--- begin Extracted data ---

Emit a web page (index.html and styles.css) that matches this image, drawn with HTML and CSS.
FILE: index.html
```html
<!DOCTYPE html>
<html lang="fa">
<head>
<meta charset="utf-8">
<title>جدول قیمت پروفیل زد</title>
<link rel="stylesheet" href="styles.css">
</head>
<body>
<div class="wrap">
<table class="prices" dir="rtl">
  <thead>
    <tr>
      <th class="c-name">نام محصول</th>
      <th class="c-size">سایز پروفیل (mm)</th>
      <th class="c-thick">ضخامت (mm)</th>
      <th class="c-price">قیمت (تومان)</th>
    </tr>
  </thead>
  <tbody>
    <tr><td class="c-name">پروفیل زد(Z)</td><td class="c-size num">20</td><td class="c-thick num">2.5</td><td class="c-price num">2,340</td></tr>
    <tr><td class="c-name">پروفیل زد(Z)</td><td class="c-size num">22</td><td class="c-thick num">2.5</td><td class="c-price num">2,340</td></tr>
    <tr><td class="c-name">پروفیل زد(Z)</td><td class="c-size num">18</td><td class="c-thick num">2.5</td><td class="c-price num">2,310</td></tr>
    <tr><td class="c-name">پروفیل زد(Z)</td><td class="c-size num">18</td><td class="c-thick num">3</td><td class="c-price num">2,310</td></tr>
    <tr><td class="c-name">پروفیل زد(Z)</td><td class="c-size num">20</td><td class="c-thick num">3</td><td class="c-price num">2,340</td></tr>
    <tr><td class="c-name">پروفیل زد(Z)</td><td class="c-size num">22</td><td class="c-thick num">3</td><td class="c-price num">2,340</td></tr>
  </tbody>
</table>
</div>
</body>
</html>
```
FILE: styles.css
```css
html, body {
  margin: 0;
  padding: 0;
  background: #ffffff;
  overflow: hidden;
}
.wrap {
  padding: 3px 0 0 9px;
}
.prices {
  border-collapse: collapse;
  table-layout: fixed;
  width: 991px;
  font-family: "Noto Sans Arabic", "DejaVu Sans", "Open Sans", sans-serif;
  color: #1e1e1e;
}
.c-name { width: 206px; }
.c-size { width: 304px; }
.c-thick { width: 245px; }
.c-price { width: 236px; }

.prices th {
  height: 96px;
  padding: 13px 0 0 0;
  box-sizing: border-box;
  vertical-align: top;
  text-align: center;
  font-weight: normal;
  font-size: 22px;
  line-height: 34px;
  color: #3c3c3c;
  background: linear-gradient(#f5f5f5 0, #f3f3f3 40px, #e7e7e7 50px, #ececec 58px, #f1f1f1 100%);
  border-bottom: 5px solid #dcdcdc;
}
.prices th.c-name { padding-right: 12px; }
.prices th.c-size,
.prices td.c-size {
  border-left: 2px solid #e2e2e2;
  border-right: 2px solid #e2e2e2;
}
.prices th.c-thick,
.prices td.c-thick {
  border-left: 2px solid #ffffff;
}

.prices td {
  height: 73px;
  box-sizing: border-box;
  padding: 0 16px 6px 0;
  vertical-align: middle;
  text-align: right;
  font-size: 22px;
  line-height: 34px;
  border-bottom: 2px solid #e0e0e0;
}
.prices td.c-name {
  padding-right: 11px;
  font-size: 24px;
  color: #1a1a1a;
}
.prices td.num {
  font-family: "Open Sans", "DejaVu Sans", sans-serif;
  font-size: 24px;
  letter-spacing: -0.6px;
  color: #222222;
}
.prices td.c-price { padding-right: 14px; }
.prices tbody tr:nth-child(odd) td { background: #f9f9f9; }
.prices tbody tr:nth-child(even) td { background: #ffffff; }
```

--- end Extracted data ---
--- begin Extracted data ---

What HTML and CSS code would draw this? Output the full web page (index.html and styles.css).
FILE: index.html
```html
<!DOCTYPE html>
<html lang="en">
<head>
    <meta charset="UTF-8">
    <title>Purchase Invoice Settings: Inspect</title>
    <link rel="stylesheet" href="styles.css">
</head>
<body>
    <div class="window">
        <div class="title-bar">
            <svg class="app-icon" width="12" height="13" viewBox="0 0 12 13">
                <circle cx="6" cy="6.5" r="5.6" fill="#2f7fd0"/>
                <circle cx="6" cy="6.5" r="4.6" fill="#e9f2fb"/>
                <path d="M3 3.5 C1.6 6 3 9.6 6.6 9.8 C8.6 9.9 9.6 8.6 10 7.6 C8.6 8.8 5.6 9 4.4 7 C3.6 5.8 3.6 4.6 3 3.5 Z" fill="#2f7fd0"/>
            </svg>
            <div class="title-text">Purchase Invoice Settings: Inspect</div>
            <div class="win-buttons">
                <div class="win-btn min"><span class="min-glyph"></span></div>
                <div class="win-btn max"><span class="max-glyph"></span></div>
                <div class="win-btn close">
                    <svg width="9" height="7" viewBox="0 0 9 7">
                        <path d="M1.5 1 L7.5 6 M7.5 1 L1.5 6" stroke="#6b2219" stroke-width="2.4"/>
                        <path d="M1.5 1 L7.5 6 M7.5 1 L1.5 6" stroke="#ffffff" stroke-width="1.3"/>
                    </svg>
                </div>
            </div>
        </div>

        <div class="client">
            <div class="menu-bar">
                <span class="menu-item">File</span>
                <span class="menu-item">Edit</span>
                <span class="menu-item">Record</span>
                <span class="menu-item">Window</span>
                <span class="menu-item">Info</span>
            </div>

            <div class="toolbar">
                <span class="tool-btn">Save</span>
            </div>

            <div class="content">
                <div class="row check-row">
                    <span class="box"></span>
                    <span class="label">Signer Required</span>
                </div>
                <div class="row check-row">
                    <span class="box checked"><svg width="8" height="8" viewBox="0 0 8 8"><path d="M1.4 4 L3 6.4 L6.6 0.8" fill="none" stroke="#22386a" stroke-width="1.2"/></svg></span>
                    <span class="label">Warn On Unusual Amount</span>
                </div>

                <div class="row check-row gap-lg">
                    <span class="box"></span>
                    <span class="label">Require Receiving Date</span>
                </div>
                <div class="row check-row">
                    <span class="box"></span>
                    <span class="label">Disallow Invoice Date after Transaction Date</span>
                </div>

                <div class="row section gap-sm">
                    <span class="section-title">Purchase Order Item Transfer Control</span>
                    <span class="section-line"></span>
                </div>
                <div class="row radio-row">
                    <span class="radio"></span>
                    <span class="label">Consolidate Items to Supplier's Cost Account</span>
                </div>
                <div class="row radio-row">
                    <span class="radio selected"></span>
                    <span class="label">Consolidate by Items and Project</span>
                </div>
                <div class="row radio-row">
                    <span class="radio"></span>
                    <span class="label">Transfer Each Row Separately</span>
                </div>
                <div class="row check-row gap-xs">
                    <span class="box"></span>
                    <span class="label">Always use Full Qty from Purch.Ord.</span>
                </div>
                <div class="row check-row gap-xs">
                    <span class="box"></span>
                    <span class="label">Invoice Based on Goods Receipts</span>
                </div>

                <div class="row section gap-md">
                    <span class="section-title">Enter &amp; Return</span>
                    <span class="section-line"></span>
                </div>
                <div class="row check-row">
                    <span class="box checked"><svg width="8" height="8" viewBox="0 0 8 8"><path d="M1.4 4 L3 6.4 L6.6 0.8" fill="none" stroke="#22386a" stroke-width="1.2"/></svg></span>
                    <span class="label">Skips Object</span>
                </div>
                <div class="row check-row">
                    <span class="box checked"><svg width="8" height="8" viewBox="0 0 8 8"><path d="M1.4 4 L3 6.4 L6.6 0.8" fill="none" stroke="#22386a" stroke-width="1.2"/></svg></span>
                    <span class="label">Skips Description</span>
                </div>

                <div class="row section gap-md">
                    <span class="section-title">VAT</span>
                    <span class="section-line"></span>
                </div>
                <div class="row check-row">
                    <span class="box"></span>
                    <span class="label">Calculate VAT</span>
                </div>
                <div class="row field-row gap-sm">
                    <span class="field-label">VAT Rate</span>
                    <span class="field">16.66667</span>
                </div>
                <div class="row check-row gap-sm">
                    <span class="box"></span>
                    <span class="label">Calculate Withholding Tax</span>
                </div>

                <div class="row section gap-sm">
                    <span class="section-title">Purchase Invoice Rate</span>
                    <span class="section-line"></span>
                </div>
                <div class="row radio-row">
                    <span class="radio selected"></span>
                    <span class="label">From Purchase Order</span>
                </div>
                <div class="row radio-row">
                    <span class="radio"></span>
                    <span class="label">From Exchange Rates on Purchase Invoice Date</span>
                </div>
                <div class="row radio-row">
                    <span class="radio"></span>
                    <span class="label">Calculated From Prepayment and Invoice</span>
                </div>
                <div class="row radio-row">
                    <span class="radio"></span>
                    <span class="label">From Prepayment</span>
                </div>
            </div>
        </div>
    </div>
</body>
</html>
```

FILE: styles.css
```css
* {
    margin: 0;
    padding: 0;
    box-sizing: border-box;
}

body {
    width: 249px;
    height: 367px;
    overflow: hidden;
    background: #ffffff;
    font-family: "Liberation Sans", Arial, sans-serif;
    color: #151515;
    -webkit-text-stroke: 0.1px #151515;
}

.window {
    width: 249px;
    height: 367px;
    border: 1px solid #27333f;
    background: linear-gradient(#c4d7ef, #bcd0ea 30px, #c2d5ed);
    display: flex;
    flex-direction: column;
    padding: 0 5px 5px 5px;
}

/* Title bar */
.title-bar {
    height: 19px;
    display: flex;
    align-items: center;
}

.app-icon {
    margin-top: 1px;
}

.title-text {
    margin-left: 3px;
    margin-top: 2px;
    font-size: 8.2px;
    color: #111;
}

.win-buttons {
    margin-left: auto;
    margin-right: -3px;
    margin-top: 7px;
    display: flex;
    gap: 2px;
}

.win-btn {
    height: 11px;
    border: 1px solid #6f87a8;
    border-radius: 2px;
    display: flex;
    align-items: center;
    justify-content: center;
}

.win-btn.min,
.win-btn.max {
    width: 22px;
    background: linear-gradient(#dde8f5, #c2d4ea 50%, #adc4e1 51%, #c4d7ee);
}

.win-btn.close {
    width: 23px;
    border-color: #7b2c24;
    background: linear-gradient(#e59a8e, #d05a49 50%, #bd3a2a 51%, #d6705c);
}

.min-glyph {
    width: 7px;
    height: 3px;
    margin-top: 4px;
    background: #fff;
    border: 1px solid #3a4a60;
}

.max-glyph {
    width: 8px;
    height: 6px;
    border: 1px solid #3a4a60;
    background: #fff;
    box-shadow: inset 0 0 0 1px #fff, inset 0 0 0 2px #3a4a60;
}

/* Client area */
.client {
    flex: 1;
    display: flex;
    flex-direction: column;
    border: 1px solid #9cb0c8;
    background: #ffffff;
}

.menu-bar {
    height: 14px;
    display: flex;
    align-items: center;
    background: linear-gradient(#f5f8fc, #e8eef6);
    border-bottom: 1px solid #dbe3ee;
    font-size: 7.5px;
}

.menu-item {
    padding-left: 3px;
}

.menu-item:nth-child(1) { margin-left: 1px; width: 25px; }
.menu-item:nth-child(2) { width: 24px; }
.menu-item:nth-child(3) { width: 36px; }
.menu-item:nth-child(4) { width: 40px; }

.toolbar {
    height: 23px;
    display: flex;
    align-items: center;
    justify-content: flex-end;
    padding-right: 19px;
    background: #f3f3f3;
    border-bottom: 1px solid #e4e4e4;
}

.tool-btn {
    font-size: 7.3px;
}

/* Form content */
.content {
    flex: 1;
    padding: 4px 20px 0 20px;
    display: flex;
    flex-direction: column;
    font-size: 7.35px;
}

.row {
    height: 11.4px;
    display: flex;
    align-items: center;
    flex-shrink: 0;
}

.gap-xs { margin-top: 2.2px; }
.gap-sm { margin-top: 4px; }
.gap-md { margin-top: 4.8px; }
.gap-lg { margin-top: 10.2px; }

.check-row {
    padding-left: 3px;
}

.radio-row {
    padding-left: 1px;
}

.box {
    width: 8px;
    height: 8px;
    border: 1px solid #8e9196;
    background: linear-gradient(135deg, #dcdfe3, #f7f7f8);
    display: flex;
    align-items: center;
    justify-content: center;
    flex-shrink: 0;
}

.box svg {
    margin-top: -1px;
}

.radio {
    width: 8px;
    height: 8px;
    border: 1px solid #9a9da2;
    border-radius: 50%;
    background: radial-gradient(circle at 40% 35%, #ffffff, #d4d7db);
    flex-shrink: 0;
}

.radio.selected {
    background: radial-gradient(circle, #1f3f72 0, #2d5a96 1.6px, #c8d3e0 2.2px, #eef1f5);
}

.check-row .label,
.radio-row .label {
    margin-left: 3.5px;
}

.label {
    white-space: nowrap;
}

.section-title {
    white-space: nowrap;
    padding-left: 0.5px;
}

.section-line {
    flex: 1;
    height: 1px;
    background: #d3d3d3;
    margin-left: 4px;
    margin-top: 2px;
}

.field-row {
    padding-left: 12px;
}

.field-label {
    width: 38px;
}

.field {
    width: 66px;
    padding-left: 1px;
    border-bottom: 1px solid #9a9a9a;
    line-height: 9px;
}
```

--- end Extracted data ---

• **Requirements**
Only lines with the string "page" belong in your answer; copy each one.

• **Finished exercise**
Emit a web page (index.html and styles.css) that matches this image, drawn with HTML and CSS.
What HTML and CSS code would draw this? Output the full web page (index.html and styles.css).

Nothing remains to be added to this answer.